Et pourtant, ce samedi 15 mai 2010, juste 65 ans après, Janine est à nouveau à Terezin, dans le Cimetière National, devant la tombe de sa chère sœur où l’urne contenant ses cendres a été inhumée dans la dignité, très probablement en 1946.

Pour en arriver à la découverte incroyable de l’existence de cette tombe, évènement bouleversant et émouvant, inattendu depuis longtemps, il aura fallu une chaine de circonstances étonnantes.

A la suite d’une discussion avec Nadia Hofnung, en avril dernier à Belfort, au sujet des liens qui pouvaient avoir uni des juifs de Foussemagne avec ceux de Breisach au début des années 1700, j’ai questionné un cher ami du peuple juif, Günter Boll, qui habite à Bad Kreuzingen, près de Freiburg im Breisgau. Günter m’a fait part de documents intéressants qu’il avait aidé à publier vers 1995 sur le site suisse de généalogie juive Maajan. En visitant ce site, un lien internet intitulé « Listes Terezin » m’a amené à me poser la question: « et si nous pouvions encore trouver ce que nous ne savons pas au sujet de Mado ? ». Internet est un outil inestimable, et je suis entré en contact avec le site du Mémorial de Terezin, le 4 mai dernier.

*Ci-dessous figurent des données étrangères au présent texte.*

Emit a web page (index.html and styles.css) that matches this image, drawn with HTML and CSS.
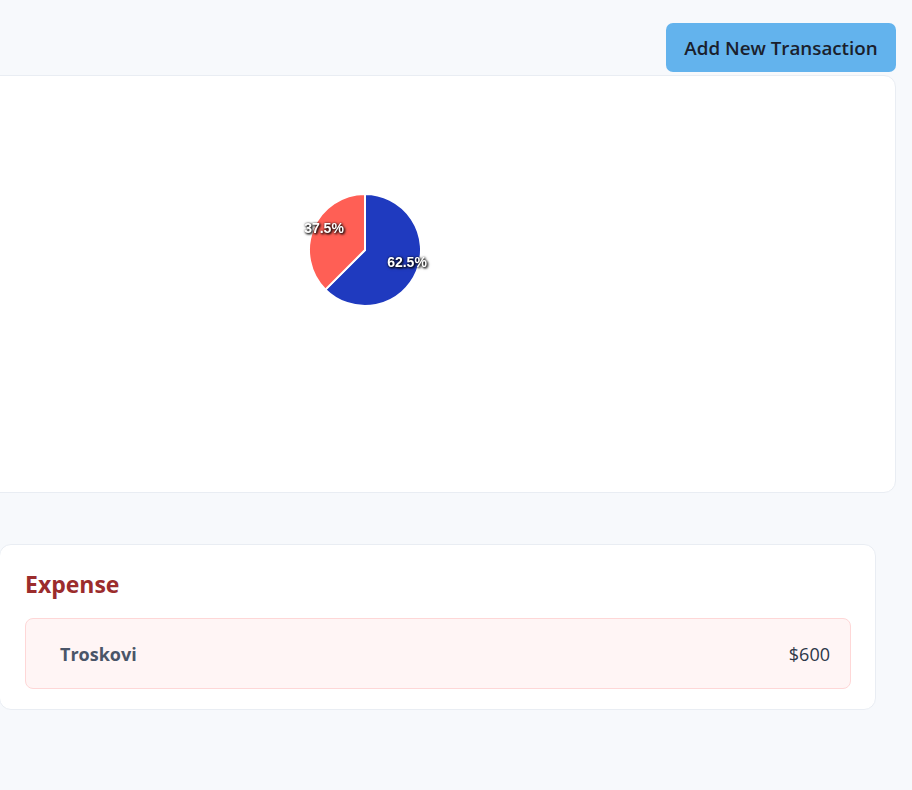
FILE: index.html
```html
<!DOCTYPE html>
<html lang="en">
<head>
<meta charset="utf-8">
<title>Transactions</title>
<link rel="stylesheet" href="styles.css">
</head>
<body>
<div class="page">
  <div class="toolbar">
    <button class="btn-add">Add New Transaction</button>
  </div>
  <section class="card chart-card">
    <svg class="chart" width="935" height="416" viewBox="0 0 935 416">
      <path class="slice-blue" d="M404 118 A56 56 0 1 1 364.4 213.6 L404 174 Z"/>
      <path class="slice-red" d="M364.4 213.6 A56 56 0 0 1 404 118 L404 174 Z"/>
      <text class="pct" x="446" y="191" text-anchor="middle">62.5%</text>
      <text class="pct" x="363" y="157" text-anchor="middle">37.5%</text>
    </svg>
  </section>
  <section class="card list-card">
    <h2 class="list-title">Expense</h2>
    <div class="tx-row">
      <span class="tx-name">Troskovi</span>
      <span class="tx-amount">$600</span>
    </div>
  </section>
</div>
</body>
</html>
```
FILE: styles.css
```css
* { box-sizing: border-box; }
html, body { margin: 0; padding: 0; }
body {
  background: #f7f9fc;
  font-family: "Open Sans", "Noto Sans", sans-serif;
  color: #1a202c;
  overflow: hidden;
}
.page {
  width: 912px;
  height: 790px;
}
.toolbar {
  display: flex;
  justify-content: flex-end;
  padding: 23px 16px 0 0;
}
.btn-add {
  height: 49px;
  width: 230px;
  border: none;
  border-radius: 7px;
  background: #63b3ed;
  color: #1a202c;
  font-family: "Open Sans", "Noto Sans", sans-serif;
  font-size: 18.8px;
  font-weight: 600;
  padding: 0;
  cursor: pointer;
}
.card {
  background: #ffffff;
  border: 1px solid #e9edf3;
  border-radius: 12px;
}
.chart-card {
  margin: 3px 16px 0 -40px;
  height: 418px;
}
.chart { display: block; }
.slice-blue { fill: #1f3abf; stroke: #ffffff; stroke-width: 2; }
.slice-red { fill: #ff5f55; stroke: #ffffff; stroke-width: 2; }
.pct {
  font-family: "Liberation Sans", Arial, sans-serif;
  font-weight: 700;
  font-size: 14px;
  fill: #ffffff;
  filter: drop-shadow(1px 1px 1px rgba(0,0,0,1)) drop-shadow(0 0 1px rgba(0,0,0,0.6));
}
.list-card {
  margin: 51px 36px 0 -1px;
  padding: 22px 24px 20px 25px;
}
.list-title {
  margin: 0 0 16px;
  font-size: 23px;
  font-weight: 700;
  color: #9b2c2c;
  line-height: 35px;
}
.tx-row {
  display: flex;
  justify-content: space-between;
  align-items: center;
  height: 71px;
  padding: 0 20px 0 34px;
  background: #fff5f5;
  border: 1px solid #fed7d7;
  border-radius: 8px;
  font-size: 18px;
}
.tx-name { font-weight: 700; color: #4a5568; }
.tx-amount { color: #2d3748; }
```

Le 6 mai, j’ai reçu le Certificat de Décès de Madeleine, envoyé par les Archives Nationales de Prague, sur lequel n’apparaissent que la date (15.5.1945) et l’heure (20h15) de son décès, alors que toutes les cases relatives à ce qui lui est arrivé ensuite sont vides. Ce vide m’a amené à poser de nouvelles questions par courriels, et, lundi 10 mai, j’ai reçu ces deux photos prises le matin même.

Les informations reçues depuis confirment qu’il s’agit plus que d’une simple stèle, mais bien de l’endroit où ce qu’il reste de Mado repose en paix, depuis qu’elle a quitté ce monde, il y a 65 ans.
 

Souvenons nous ce que le roi Salomon a écrit dans Kohelet 4.1-3 (livre de l’Ecclesiaste) :

« J’ai considéré ensuite toutes les oppressions qui se commettent sous le soleil. Et voici, les opprimés sont dans les larmes, et personne ne les console ! Ils sont en butte à la violence de leurs oppresseurs, et personne ne les console !
Et j’ai trouvé les morts qui sont déjà morts plus heureux que les vivants qui sont encore vivants, et plus heureux que les uns et les autres celui qui n’a point encore existé et qui n’a pas vu les mauvaises actions qui se commettent sous le soleil ».
 

Puissent cette découverte et ce nouveau voyage à Térézin apporter à Janine un réconfort et un apaisement bien nécessaire, après de si nombreuses années d’incertitude et de séparation.